This was also my first thought on the matter, but unfortunately dyn does not commute at all. Simple example in current code would be &&[usize]. Here the outer pointer is just that, while the inner pointer is a fat pointer containing both a pointer and the length. If we consider the equivalent type in the proposed syntax, this would become &&dyn<const N: usize> [usize; N]. If we move the dyn to the outer pointer, we instead get a fat pointer pointing to a normal pointer, which is quite different.

Yes this is correct since there's no variance to speak of.

2 Likes

That’s a good point, and I think that makes me a bit concerned for this proposal, since the reason for non-equality is extremely subtle.

This makes me want to invert my previous proposal to make bare dyn the sole primitive, potentially requiring dyn $ty for the const version, i.e.,

// Static dispatch
fn f<const N: usize>(x: [T; N]);

// Dynamic dispatch
fn f(x: [T; dyn usize]);

I think this doesn’t step on the custom DSTs aspect’s toes, since you’d now write

struct Matrix<T, const N: usize, const M: usize> { [[T; N]; M] }

type MatrixView<T> = Matrix<T, dyn usize, dyn usize>;

On a related note, how does this interact with const fns?

struct Matrix<T, const N: usize, const M: usize> { [T; N * M] }

// What is the layout of this type?
type MatrixColView<'a, T, N> = &'a Matrix<T, N, dyn usize>; 
2 Likes

This creates the same kind of problems. Consider

fn f(...) -> Box<Arc<dyn Display>>

Currently this is completely disambigues as it obviously referes to the Arc. But making dyn possible everywhere, like your matrix view, it becomes ambiguous as to what pointer the data should be stored in.

Box<Arc<MatrixView<T>>

Should we read this as the metadata being stored on the box or on the arc. Even worse, consider:

Box<Arc<Matrix<T, dyn usize, dyn usize>>>

We would like this to read the same, but that requires knowing which types are pointers and which aren’t.

This is why I think we have to move the dyn out to the pointer we want to add to.

Box<dyn<const N: usize, M: usize> Arc<Matrix<T, N, M>>> // the size is stored in the box
Box<Arc<dyn<const N: usize, M: usize> Matrix<T, N, M>>> // the size is stored in the arc
3 Likes

Let's walk before we run. Let's first fully figure out the static and dynamic semantics of dyn<...> TypeExpr before we consider giving it sugar.

4 Likes

The intention is that this makes it pretty clear that the answer is "yes, the Arc". I don't see why you would like to control where the size lives; this seems like an optimization that we should be teaching the compiler's codegen about, not having users worry about.

We already do, after a fashion: CoerceUnsized in std::ops - Rust

These are both staticly dispatched functions (atleast if I remember right). Dynamic dispatch only comes in once you call a function defined differently depending on the metadata.

I disagree that we always want the innermost pointer to store the metadata.
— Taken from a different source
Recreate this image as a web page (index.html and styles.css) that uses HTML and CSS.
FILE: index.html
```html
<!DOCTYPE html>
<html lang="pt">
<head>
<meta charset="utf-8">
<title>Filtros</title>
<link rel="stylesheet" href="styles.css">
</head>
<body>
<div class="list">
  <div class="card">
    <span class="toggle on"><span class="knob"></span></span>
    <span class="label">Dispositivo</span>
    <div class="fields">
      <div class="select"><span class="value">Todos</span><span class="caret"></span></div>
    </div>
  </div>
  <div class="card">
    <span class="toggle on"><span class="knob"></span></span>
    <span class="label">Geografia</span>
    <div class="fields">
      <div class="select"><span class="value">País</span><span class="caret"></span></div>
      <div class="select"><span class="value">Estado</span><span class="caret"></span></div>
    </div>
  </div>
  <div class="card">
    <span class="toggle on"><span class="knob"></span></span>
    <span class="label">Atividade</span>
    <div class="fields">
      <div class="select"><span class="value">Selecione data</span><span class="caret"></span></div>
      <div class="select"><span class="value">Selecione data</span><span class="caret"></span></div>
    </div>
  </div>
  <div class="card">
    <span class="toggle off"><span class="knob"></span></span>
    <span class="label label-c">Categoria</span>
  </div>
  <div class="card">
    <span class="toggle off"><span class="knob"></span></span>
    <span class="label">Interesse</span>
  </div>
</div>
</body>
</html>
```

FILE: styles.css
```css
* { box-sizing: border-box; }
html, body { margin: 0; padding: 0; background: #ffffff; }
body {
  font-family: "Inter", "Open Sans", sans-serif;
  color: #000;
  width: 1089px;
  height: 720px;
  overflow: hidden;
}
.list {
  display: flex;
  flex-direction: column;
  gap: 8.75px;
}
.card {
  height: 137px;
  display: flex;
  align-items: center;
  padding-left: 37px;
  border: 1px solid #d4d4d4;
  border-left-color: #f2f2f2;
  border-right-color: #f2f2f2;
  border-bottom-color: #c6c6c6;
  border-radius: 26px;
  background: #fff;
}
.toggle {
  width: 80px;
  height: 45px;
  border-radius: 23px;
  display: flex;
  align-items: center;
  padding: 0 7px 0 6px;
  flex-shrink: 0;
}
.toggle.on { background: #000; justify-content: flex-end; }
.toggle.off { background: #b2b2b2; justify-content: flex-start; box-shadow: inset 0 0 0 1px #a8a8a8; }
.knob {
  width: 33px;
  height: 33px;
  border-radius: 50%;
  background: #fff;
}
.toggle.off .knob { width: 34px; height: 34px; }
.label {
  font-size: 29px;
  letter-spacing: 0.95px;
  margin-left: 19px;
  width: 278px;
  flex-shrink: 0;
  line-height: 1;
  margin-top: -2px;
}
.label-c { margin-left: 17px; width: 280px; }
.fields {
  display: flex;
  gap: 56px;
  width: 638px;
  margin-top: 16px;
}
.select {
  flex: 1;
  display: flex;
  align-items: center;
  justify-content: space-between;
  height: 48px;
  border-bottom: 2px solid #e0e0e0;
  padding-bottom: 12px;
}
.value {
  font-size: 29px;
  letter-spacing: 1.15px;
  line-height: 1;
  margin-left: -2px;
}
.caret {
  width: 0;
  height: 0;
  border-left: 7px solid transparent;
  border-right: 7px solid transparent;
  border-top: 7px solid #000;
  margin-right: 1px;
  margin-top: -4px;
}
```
Consider making a dual view into two arrays.

dyn<const N: usize> (&[T; N], &[U; N])

Here by moving the metadata outside the pointers themselves, we ensure at a type level the the two slices are of the same length. This could be used to unify their bound check, or allowing exact zipping of the values.

1 Like

I feel the need to ask: is this a problem people actually have? I think that we should weigh the value of trying to solve this problem, versus introducing confusing syntax (remember: dyn<> does commute past !CoerceUnsized types, which is definitely a source of confusion).

2 Likes

One potential solution to the commutitive issue would be to only allow introducing a dyn at the level of the indirection (i.e. where ?Sized is allowed, or equivalently(?) at the parameter to the CoerceUnsized). Then it's only allowed where dyn Trait is, we just allow more selective forgetfulness.

Unfortunately, that means that the entangled slices

needs to be either (using & as the target) &dyn<const N> ([T; N], [U; N]) (forcing them to be next to each other) or &dyn<const N> (&[T; N], &[U; N]) (a fat pointer to two thin pointers).

How would you work with dyn<const N> (&[T; N], &[U; N]) anyway? By the intuition that dyn unsizes a type by putting information in the pointer metadata, you'd have to put it behind an indirection. If not, you're expecting to basically get (N, &[T; N], &[U; N]) as a Sized parameter, which is entirely unprecedented (in Rust at least). The type is definitely not !Sized, but you've got the additional metadata that needs to live somewhere.


Three small questions:

  • Should this be opt-in? (dyn const _? :laughing:)
  • Would using for<..> quantification make more sense over introducing dyn<..> quantification?
  • Is "smallest bound" (dyn usize, dyn Trait) enough? (I.e. do we want &dyn<const N> &[_; N] to be expressible? Exotic cases can still use custom DST when they arrive.)

Minor note: I've been leaving type bounds off of const parameters just as a shorthand.

1 Like